|M.Sc Student||Ayal Taitler|
|Subject||Intelligent Control and Learning for an Air Hockey Playing|
|Department||Department of Electrical Engineering||Supervisor||Full Professor Shimkin Nahum|
|Full Thesis text|
The game of air-hockey is an interesting domain for research in the fields of artificial intelligence, machine learning and robotics. In this work an intelligent controller for a robot playing air hockey is proposed, with close attention to modular architecture, and hierarchical structure allowing the decoupling of the decisions being made in different temporal scales.
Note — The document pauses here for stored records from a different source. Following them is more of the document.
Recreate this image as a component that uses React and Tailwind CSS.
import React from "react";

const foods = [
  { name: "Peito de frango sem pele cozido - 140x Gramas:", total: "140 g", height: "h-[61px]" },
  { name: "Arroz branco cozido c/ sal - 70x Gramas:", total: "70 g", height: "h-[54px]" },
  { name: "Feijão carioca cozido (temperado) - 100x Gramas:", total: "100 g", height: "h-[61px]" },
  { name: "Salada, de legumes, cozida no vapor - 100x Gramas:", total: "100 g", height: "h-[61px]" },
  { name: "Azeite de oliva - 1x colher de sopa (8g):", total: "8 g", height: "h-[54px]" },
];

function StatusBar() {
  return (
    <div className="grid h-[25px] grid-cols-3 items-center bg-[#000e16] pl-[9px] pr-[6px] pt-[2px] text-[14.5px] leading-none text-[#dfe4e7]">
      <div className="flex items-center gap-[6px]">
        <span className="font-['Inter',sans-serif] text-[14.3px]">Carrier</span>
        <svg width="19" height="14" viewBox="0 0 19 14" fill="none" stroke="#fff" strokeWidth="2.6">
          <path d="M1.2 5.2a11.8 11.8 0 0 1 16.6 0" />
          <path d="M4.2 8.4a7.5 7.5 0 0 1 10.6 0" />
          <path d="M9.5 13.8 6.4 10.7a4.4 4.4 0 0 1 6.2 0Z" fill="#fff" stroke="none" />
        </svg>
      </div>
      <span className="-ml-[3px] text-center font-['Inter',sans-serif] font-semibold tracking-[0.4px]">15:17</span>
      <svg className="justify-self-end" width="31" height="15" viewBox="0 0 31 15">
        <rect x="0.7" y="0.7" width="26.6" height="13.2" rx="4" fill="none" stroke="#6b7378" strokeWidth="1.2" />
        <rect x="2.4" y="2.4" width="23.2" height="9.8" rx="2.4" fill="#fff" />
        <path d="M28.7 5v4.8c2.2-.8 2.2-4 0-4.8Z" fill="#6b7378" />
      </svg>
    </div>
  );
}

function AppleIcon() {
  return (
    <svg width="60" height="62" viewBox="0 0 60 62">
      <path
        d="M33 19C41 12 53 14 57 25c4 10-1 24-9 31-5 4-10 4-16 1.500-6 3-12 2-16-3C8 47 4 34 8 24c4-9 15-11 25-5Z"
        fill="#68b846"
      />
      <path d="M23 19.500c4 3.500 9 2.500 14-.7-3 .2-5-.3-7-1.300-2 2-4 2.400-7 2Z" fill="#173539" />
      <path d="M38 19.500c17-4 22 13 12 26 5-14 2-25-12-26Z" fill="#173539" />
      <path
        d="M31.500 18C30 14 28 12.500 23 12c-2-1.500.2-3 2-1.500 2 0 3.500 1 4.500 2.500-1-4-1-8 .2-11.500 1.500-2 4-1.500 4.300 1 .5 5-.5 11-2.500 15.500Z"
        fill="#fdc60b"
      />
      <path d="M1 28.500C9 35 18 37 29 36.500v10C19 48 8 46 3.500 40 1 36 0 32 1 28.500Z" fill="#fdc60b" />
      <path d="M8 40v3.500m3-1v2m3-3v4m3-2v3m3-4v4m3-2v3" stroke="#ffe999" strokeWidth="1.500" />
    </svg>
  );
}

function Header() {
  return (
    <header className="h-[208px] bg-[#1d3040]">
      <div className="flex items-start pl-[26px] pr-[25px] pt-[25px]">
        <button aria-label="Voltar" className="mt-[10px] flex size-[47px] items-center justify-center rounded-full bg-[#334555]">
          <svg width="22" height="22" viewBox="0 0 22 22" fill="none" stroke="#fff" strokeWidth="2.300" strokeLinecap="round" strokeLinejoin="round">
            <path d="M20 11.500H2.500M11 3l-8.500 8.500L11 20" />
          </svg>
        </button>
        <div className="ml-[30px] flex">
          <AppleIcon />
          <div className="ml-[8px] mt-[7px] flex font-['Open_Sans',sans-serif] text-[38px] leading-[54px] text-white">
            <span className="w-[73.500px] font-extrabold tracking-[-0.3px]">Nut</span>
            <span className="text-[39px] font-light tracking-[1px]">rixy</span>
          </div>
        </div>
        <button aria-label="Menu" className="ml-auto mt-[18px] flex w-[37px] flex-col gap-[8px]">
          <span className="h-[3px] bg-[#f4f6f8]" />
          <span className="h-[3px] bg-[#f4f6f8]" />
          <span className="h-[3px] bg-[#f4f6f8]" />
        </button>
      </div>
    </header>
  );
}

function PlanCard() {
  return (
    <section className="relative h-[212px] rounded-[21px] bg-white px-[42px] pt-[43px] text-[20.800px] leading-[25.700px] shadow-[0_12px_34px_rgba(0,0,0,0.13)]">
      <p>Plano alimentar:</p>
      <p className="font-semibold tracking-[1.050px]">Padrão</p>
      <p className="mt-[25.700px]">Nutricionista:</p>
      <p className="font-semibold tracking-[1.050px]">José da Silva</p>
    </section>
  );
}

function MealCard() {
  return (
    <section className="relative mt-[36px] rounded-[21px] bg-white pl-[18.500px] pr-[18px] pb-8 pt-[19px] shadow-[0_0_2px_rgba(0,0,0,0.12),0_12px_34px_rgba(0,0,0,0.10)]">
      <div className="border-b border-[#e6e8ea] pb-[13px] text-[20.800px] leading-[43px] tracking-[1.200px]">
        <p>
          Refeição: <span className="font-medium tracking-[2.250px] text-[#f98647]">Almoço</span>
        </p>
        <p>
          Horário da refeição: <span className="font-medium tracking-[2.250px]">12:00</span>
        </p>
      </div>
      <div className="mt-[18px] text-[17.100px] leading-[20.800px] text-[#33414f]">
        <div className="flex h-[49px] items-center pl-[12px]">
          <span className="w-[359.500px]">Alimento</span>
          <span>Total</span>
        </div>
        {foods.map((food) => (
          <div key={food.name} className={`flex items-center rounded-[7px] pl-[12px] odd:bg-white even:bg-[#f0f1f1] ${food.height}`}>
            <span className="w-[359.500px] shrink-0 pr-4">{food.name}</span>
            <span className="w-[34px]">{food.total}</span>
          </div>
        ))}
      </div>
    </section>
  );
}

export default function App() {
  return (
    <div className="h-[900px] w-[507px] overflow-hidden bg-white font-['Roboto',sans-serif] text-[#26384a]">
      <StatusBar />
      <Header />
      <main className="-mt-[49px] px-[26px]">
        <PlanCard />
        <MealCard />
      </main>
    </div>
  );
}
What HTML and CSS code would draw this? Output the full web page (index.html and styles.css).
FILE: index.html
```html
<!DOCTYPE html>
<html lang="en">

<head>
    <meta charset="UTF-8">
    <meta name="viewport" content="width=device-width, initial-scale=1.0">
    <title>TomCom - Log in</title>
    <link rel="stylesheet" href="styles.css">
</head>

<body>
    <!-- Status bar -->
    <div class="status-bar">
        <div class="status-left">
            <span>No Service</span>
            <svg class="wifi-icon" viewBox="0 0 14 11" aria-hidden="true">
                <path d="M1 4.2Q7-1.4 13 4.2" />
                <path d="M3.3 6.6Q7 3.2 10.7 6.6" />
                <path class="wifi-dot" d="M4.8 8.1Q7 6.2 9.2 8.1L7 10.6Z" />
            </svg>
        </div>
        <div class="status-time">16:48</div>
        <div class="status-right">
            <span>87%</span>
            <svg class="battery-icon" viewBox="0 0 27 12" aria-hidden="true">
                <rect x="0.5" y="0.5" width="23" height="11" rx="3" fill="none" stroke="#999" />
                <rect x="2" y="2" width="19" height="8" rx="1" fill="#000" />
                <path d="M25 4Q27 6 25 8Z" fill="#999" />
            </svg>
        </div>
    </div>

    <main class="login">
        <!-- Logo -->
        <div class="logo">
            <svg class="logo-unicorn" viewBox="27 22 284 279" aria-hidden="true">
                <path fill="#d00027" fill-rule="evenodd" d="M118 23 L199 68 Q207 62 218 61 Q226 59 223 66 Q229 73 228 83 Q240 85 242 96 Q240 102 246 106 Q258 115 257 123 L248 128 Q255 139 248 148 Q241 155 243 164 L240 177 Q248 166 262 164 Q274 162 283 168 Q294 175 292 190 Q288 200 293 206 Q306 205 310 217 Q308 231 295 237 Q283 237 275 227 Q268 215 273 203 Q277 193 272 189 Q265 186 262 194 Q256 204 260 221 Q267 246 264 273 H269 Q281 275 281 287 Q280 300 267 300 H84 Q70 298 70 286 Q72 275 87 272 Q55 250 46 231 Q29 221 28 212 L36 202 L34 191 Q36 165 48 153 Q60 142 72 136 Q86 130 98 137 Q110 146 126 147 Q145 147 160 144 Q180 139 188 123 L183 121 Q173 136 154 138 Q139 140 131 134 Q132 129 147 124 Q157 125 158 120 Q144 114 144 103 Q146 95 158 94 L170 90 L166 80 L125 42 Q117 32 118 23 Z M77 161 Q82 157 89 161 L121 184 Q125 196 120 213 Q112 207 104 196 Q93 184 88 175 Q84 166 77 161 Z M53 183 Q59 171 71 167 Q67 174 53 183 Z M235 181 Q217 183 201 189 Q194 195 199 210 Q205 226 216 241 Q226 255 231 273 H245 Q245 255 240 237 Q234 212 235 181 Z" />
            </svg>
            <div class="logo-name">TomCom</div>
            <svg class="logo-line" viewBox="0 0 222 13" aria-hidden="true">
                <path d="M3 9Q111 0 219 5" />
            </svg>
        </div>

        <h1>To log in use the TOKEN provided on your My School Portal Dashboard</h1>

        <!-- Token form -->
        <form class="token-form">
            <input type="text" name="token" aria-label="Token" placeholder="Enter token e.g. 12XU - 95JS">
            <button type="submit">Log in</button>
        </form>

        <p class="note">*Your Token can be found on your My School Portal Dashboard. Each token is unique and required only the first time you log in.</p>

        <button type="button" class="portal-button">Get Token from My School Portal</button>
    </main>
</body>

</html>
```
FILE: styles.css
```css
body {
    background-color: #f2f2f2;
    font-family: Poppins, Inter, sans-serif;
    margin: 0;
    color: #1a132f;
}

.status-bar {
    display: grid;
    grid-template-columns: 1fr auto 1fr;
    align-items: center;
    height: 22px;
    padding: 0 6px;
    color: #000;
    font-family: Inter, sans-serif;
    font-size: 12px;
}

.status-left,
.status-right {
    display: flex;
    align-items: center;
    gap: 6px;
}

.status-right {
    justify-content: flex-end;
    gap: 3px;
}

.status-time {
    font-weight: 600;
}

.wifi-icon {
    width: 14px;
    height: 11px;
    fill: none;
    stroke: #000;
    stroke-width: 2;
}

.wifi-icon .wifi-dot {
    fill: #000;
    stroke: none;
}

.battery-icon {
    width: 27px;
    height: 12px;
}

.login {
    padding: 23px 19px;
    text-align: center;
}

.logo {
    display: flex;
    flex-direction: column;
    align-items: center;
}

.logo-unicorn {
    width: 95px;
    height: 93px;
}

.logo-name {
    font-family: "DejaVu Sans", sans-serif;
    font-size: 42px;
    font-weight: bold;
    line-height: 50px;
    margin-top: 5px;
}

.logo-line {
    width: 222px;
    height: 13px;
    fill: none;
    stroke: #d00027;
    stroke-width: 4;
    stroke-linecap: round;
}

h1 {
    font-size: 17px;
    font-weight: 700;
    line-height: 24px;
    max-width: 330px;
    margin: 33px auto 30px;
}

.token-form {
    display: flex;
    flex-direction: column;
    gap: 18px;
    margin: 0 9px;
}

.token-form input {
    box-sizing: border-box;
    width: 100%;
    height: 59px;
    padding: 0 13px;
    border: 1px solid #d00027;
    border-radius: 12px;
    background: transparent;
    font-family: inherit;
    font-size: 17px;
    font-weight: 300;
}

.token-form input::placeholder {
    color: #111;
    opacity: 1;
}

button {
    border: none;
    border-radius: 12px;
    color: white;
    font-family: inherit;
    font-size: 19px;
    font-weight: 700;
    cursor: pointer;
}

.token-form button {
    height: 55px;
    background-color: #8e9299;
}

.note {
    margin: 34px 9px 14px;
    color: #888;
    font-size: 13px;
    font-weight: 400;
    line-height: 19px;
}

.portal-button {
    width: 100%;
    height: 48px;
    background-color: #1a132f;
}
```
The approach taken in of layered design employing ideas from the Reactive\Deliberative paradigm common in AI agents in recent years, allowing the agent to plan ahead its actions, while keeping the flow of information flexible enough to react quickly and efficiently to sudden events and uncertainties.
The controller consists of three layers, each operating in a different time scale.
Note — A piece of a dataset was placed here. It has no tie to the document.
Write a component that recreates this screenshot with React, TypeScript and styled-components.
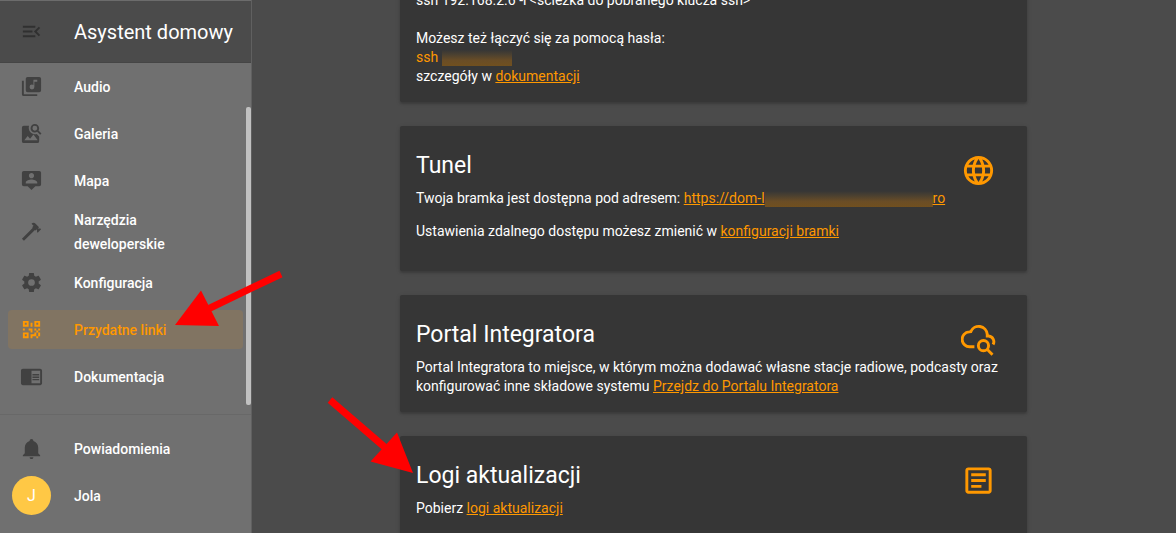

The upper layer is a long term strategic layer handling game wide opponent modeling and devising general game strategy. The middle layer is a short term tactic layer, in-charge of actual game actions such as types of attacks and defenses. These actions are abstract in the sense that they only define a general behavior and not specific movements in the physical world. The lower layer is a control and execution layer, which takes the decision of the middle layer and makes it concrete in the form of motion profiles and physical considerations, with the associated control to follow these profile. In addition there is a vision and perception layer which tracks all the objects in the game and estimates physical parameters and trajectories, this layer is the eyes of the agent.
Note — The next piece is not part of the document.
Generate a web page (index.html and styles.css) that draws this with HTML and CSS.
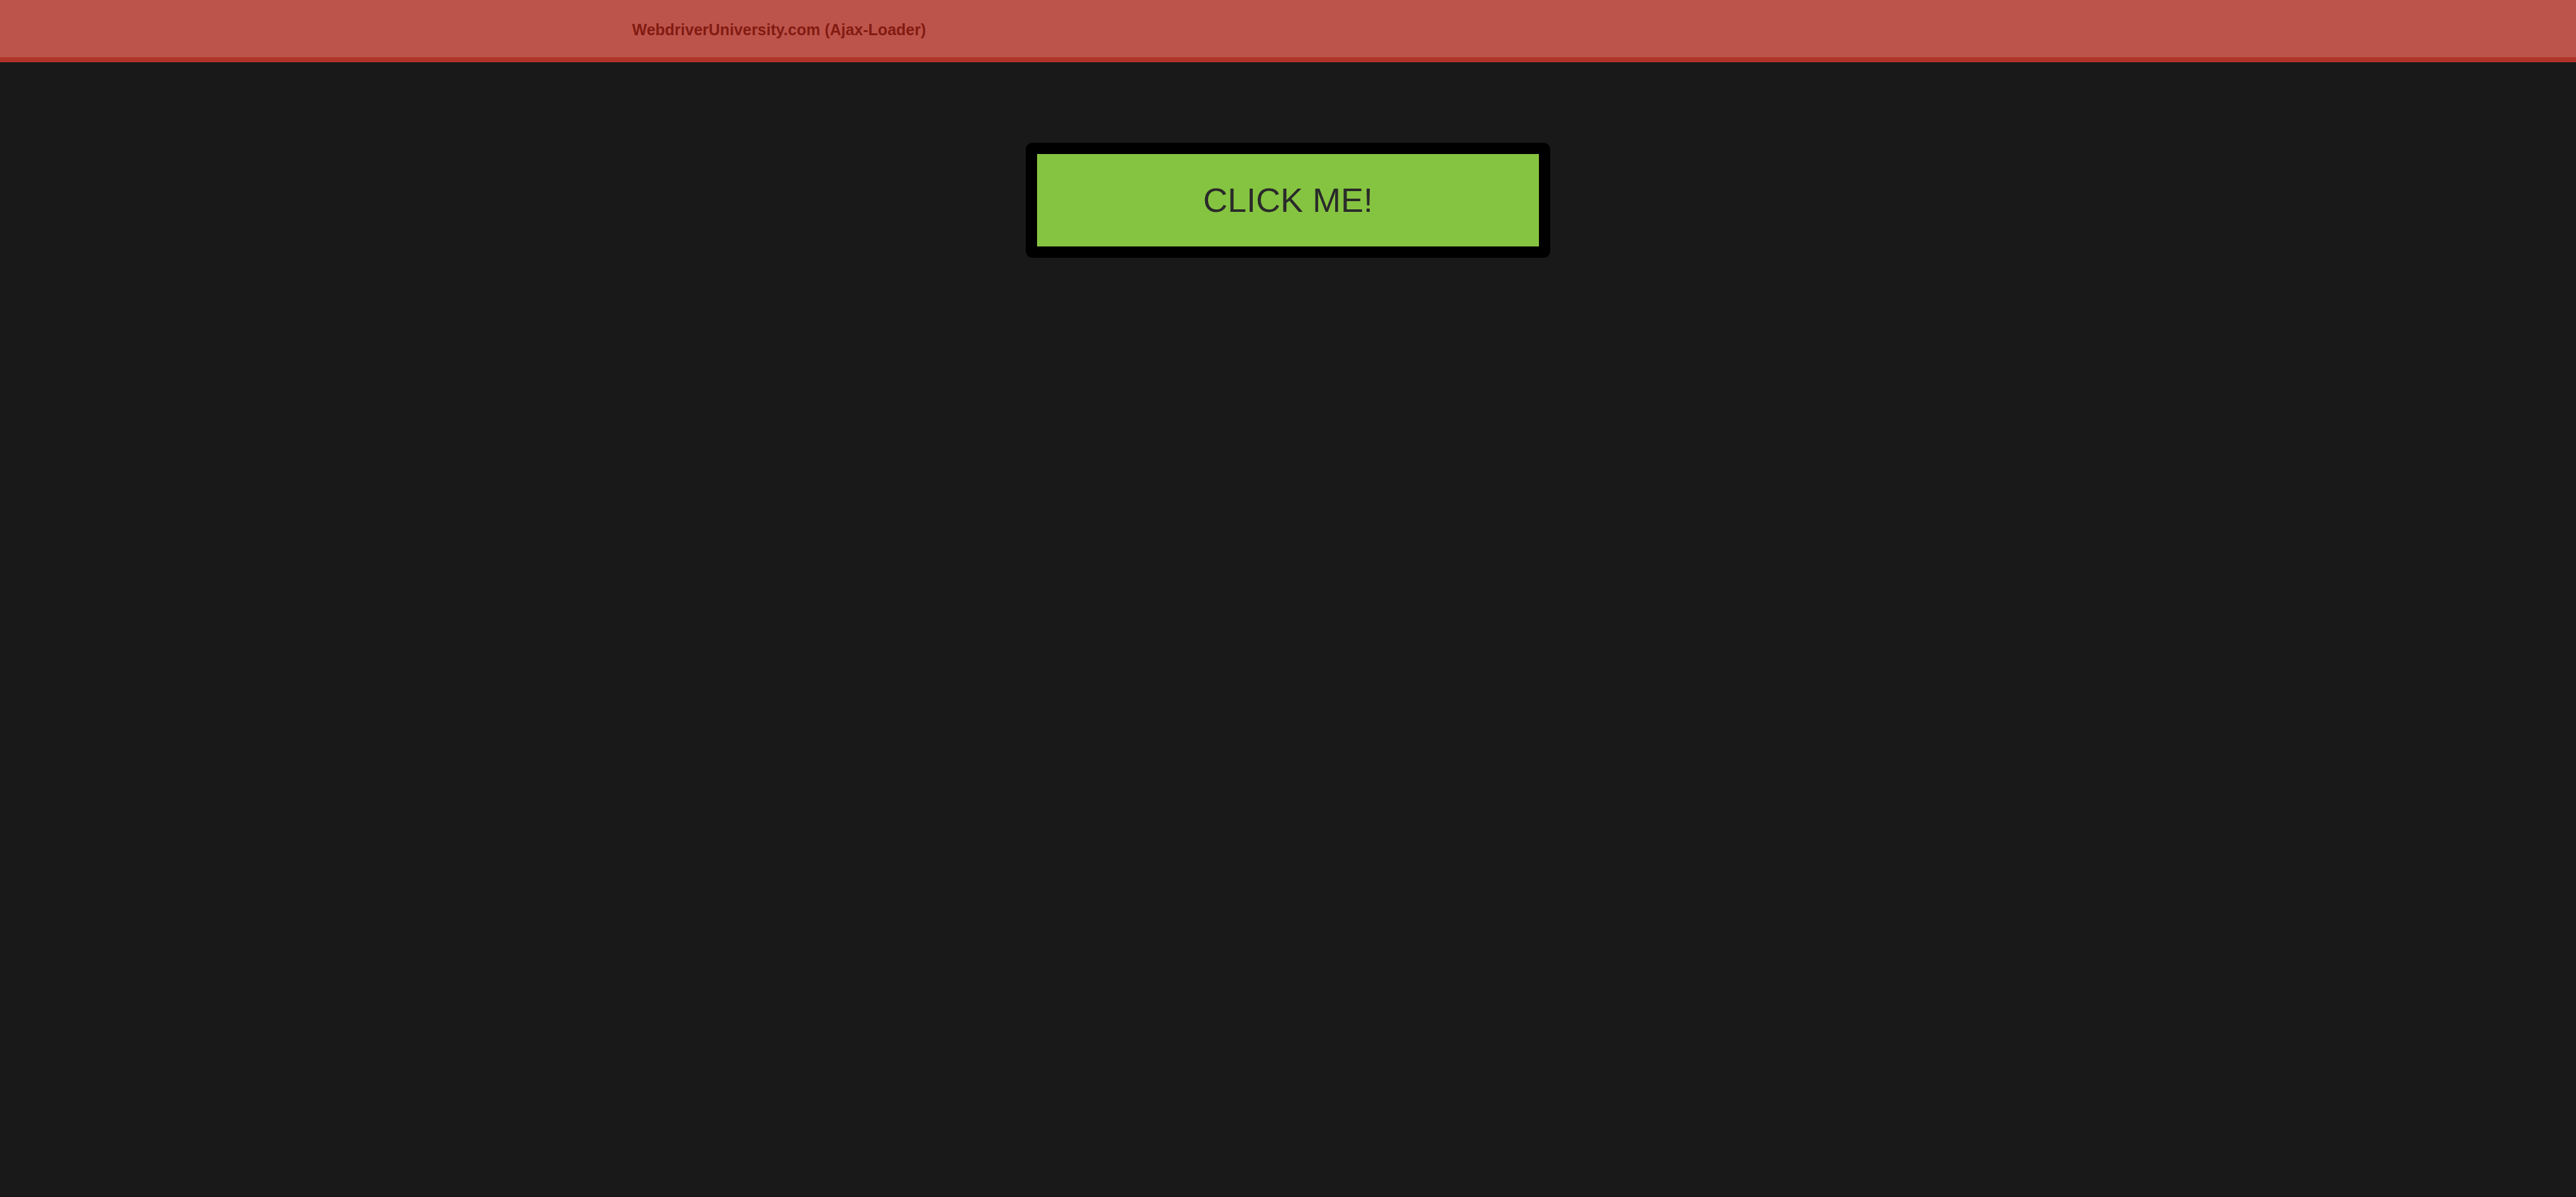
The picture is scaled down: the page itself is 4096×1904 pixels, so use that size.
FILE: index.html
```html
<!DOCTYPE html>
<html lang="en">
<head>
<meta charset="utf-8">
<title>WebDriver | Ajax-Loader</title>
<link rel="stylesheet" href="styles.css">
</head>
<body>
<nav class="navbar">
  <div class="container">
    <a class="brand" href="#">WebdriverUniversity.com (Ajax-Loader)</a>
  </div>
</nav>
<main class="content">
  <button class="click-button" type="button">CLICK ME!</button>
</main>
</body>
</html>
```

FILE: styles.css
```css
* {
  box-sizing: border-box;
}

body {
  margin: 0;
  min-height: 100vh;
  background: #191919;
  border-bottom: 1px solid #181016;
  font-family: "Liberation Sans", Arial, sans-serif;
}

.navbar {
  background: #bd544b;
  border-bottom: 8px solid #b03429;
}

.container {
  max-width: 2140px;
  margin: 0 auto;
  padding: 32px 27px 29px;
}

.brand {
  display: block;
  width: fit-content;
  color: #821b12;
  font-size: 25px;
  font-weight: 700;
  line-height: 30px;
  text-decoration: none;
}

.content {
  display: flex;
  justify-content: center;
  padding-top: 128px;
}

.click-button {
  width: 834px;
  max-width: 100%;
  padding: 42px 0;
  background: #85c440;
  border: 18px solid #000;
  border-radius: 11px;
  color: #2a2a2a;
  font-family: inherit;
  font-size: 54px;
  line-height: 63px;
  cursor: pointer;
}
```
Furthermore, a learning scheme based on deep reinforcement learning was proposed for learning the control policies in the lower layer for the different skills. In this work we focus on learning a direct strike. Reinforcement learning (RL) is a computational approach for constructing autonomous agents that improves with experience, it is promising especially in the model-free case where some or all the models are hidden from the learning algorithm. Its applications range from robotics (as in our interest), thorough industrial manufacturing and scheduling, to combinational search problems and computer and board games, as was shown recently with the Atari 2600 games and Go game.
In our problem we consider the task of learning control policies for a robotic mechanism striking a puck in an air hockey game. The control signal is a direct command to the robot's motors. We employ a model free deep reinforcement learning framework to learn the motoric skills of striking the puck accurately in order to score. We propose certain improvements to the standard learning scheme which make the deep Q-learning algorithm feasible when it might otherwise fail. Our improvements include integrating prior knowledge into the learning scheme, and accounting for the changing distribution of samples in the experience replay buffer.
Finally we present our simulation results for aimed striking which demonstrate the successful learning of this task, and the improvement in algorithm stability due to the proposed modifications.